▶ _AIM OF THE TASK_
Copy out each line that includes the word "index".

#####

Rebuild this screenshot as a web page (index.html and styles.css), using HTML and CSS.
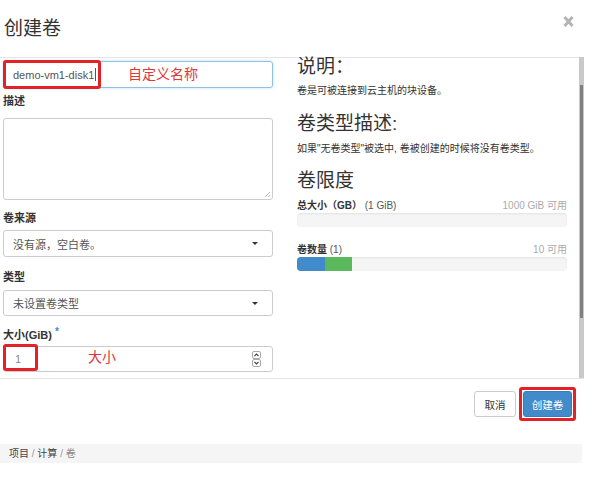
FILE: index.html
```html
<!DOCTYPE html>
<html lang="zh-CN">
<head>
<meta charset="utf-8">
<title>创建卷</title>
<link rel="stylesheet" href="styles.css">
</head>
<body>
<div class="modal">
  <div class="modal-header">
    <h3 class="title">创建卷</h3>
    <span class="close">
      <svg width="11" height="13" viewBox="0 0 11 13"><path d="M1.5 2 L9.5 11 M9.5 2 L1.5 11" stroke="#b4b4b4" stroke-width="3"/></svg>
    </span>
  </div>
  <div class="modal-body">
    <div class="body-content">
      <div class="col col-left">
        <div class="field field-name">
          <div class="control control-focus">demo-vm1-disk1<span class="caret"></span></div>
          <span class="mark mark-name"></span>
          <span class="note note-name">自定义名称</span>
        </div>
        <div class="label label-desc">描述</div>
        <div class="control textarea"><span class="grip"></span></div>
        <div class="label label-src">卷来源</div>
        <div class="control select select-src">没有源，空白卷。<span class="arrow"></span></div>
        <div class="label label-type">类型</div>
        <div class="control select select-type">未设置卷类型<span class="arrow"></span></div>
        <div class="label label-size">大小(GiB) <span class="req">*</span></div>
        <div class="field field-size">
          <div class="control control-num">1
            <svg class="spin" width="9" height="16" viewBox="0 0 9 16"><rect x="0.5" y="0.5" width="8" height="7" rx="1.5" fill="#fff" stroke="#aaa"/><rect x="0.5" y="8.5" width="8" height="7" rx="1.5" fill="#fff" stroke="#aaa"/><path d="M2.5 5 L4.5 3 L6.5 5" fill="none" stroke="#444" stroke-width="1.1"/><path d="M2.5 11 L4.5 13 L6.5 11" fill="none" stroke="#444" stroke-width="1.1"/></svg>
          </div>
          <span class="mark mark-size"></span>
          <span class="note note-size">大小</span>
        </div>
      </div>
      <div class="col col-right">
        <h4 class="heading h-first">说明：</h4>
        <p class="text t-first">卷是可被连接到云主机的块设备。</p>
        <h4 class="heading h-second">卷类型描述:</h4>
        <p class="text t-second">如果"无卷类型"被选中, 卷被创建的时候将没有卷类型。</p>
        <h4 class="heading h-third">卷限度</h4>
        <div class="quota-row q-first">
          <span><b>总大小（GB）</b> <span class="muted">(1 GiB)</span></span>
          <span class="avail">1000 GiB 可用</span>
        </div>
        <div class="bar"></div>
        <div class="quota-row q-second">
          <span><b>卷数量</b> <span class="muted">(1)</span></span>
          <span class="avail">10 可用</span>
        </div>
        <div class="bar"><span class="seg seg-blue"></span><span class="seg seg-green"></span></div>
      </div>
    </div>
    <div class="scrollbar"><div class="thumb"></div></div>
  </div>
  <div class="modal-footer">
    <span class="btn btn-cancel">取消</span>
    <span class="mark-btn"><span class="btn btn-primary">创建卷</span></span>
  </div>
</div>
<div class="breadcrumb">项目 <span class="sep">/</span> 计算 <span class="sep">/</span> <span class="active">卷</span></div>
</body>
</html>
```

FILE: styles.css
```css
body {
  margin: 0;
  font-family: "Liberation Sans", "Noto Sans CJK SC", sans-serif;
  color: #333;
  background: #fff;
}

.modal {
  width: 584px;
}

.modal-header {
  box-sizing: border-box;
  height: 58px;
  border-bottom: 1px solid #e5e5e5;
  display: flex;
  justify-content: space-between;
  align-items: flex-start;
  padding: 0 10px 0 4px;
}

.title {
  margin: 18px 0 0;
  font-size: 19px;
  line-height: 22px;
  font-weight: normal;
  color: #333;
}

.close {
  margin-top: 15px;
  display: block;
  line-height: 0;
}

.modal-body {
  display: flex;
  height: 320px;
}

.body-content {
  box-sizing: border-box;
  width: 579px;
  display: flex;
  gap: 24px;
  padding-left: 3px;
}

.col {
  width: 270px;
  flex: none;
}

/* left column form */
.control {
  box-sizing: border-box;
  height: 27px;
  border: 1px solid #ccc;
  border-radius: 3px;
  font-size: 11px;
  color: #555;
  padding: 0 9px;
  display: flex;
  align-items: center;
  position: relative;
}

.control-focus {
  border-color: #8ebfe6;
  box-shadow: 0 0 3px rgba(102, 175, 233, 0.45);
}

.caret {
  display: inline-block;
  width: 1px;
  height: 13px;
  background: #555;
  margin-left: 1px;
}

.field {
  position: relative;
}

.field-name {
  margin-top: 3px;
}

.mark {
  position: absolute;
  border: 3px solid #e32228;
  border-radius: 3px;
  box-sizing: border-box;
}

.mark-name {
  left: 0;
  top: -1px;
  width: 98px;
  height: 29px;
}

.note {
  position: absolute;
  color: #e0353b;
  font-size: 14px;
  line-height: 16px;
}

.note-name {
  left: 125px;
  top: 5px;
}

.label {
  font-size: 11px;
  line-height: 14px;
  font-weight: bold;
  color: #333;
}

.label-desc { margin-top: 6px; }
.label-src { margin-top: 11px; }
.label-type { margin-top: 13px; }
.label-size { margin-top: 12px; }

.req {
  color: #428bca;
  font-size: 10px;
  vertical-align: top;
  position: relative;
  top: -3px;
}

.textarea {
  margin-top: 10px;
  height: 82px;
}

.grip {
  position: absolute;
  right: 2px;
  bottom: 2px;
  width: 5px;
  height: 5px;
  background: linear-gradient(135deg, transparent 45%, #bbb 45%, #bbb 55%, transparent 55%, transparent 75%, #bbb 75%, #bbb 85%, transparent 85%);
}

.select-src { margin-top: 5px; }
.select-type { margin-top: 6px; height: 26px; }

.arrow {
  position: absolute;
  right: 14px;
  top: 11px;
  width: 0;
  height: 0;
  border-left: 3px solid transparent;
  border-right: 3px solid transparent;
  border-top: 3px solid #333;
}

.field-size {
  margin-top: 4px;
}

.control-num {
  height: 26px;
  color: #888;
  padding-left: 11px;
}

.spin {
  position: absolute;
  right: 11px;
  top: 4px;
}

.mark-size {
  left: 0;
  top: -2px;
  width: 35px;
  height: 27px;
}

.note-size {
  left: 85px;
  top: 3px;
}

/* right column */
.heading {
  margin: 0;
  font-size: 19px;
  line-height: 20px;
  font-weight: normal;
  color: #333;
}

.h-first { margin-top: -1px; }
.h-second { margin-top: 15px; line-height: 22px; }
.h-third { margin-top: 14px; line-height: 22px; }

.text {
  margin: 0;
  font-size: 10px;
  line-height: 14px;
  color: #333;
}

.t-first { margin-top: 7px; }
.t-second { margin-top: 7px; }

.quota-row {
  display: flex;
  justify-content: space-between;
  font-size: 10px;
  line-height: 14px;
}

.q-first { margin-top: 7px; }
.q-second { margin-top: 16px; }

.muted {
  color: #555;
}

.avail {
  color: #aaa;
}

.bar {
  height: 14px;
  background: #f5f5f5;
  border-radius: 4px;
  box-shadow: inset 0 1px 2px rgba(0, 0, 0, 0.08);
  display: flex;
  overflow: hidden;
}

.seg {
  height: 100%;
}

.seg-blue {
  width: 28px;
  background: #428bca;
}

.seg-green {
  width: 27px;
  background: #5cb85c;
}

/* scrollbar */
.scrollbar {
  width: 5px;
  background: #c9c9c9;
  margin-top: -1px;
}

.thumb {
  margin-top: 28px;
  margin-left: 1px;
  width: 3px;
  height: 233px;
  background: #808080;
}

/* footer */
.modal-footer {
  border-top: 1px solid #e5e5e5;
  display: flex;
  justify-content: flex-end;
  align-items: center;
  padding: 8px 8px 23px 0;
}

.btn {
  box-sizing: border-box;
  height: 26px;
  border-radius: 3px;
  font-size: 10.5px;
  display: flex;
  align-items: center;
  justify-content: center;
}

.btn-cancel {
  width: 42px;
  border: 1px solid #ccc;
  background: #fff;
  color: #333;
  margin-right: 3px;
}

.mark-btn {
  border: 3px solid #e32228;
  border-radius: 3px;
  padding: 1px;
}

.btn-primary {
  width: 49px;
  background: #428bca;
  border: 1px solid #357ebd;
  color: #fff;
}

/* breadcrumb */
.breadcrumb {
  width: 582px;
  box-sizing: border-box;
  height: 19px;
  line-height: 19px;
  padding-left: 9px;
  font-size: 10px;
  color: #444;
  background: #f5f5f5;
}

.sep {
  color: #999;
}

.breadcrumb .active {
  color: #888;
}
```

#####

▶ _EXERCISE OUTPUT_
Rebuild this screenshot as a web page (index.html and styles.css), using HTML and CSS.
FILE: index.html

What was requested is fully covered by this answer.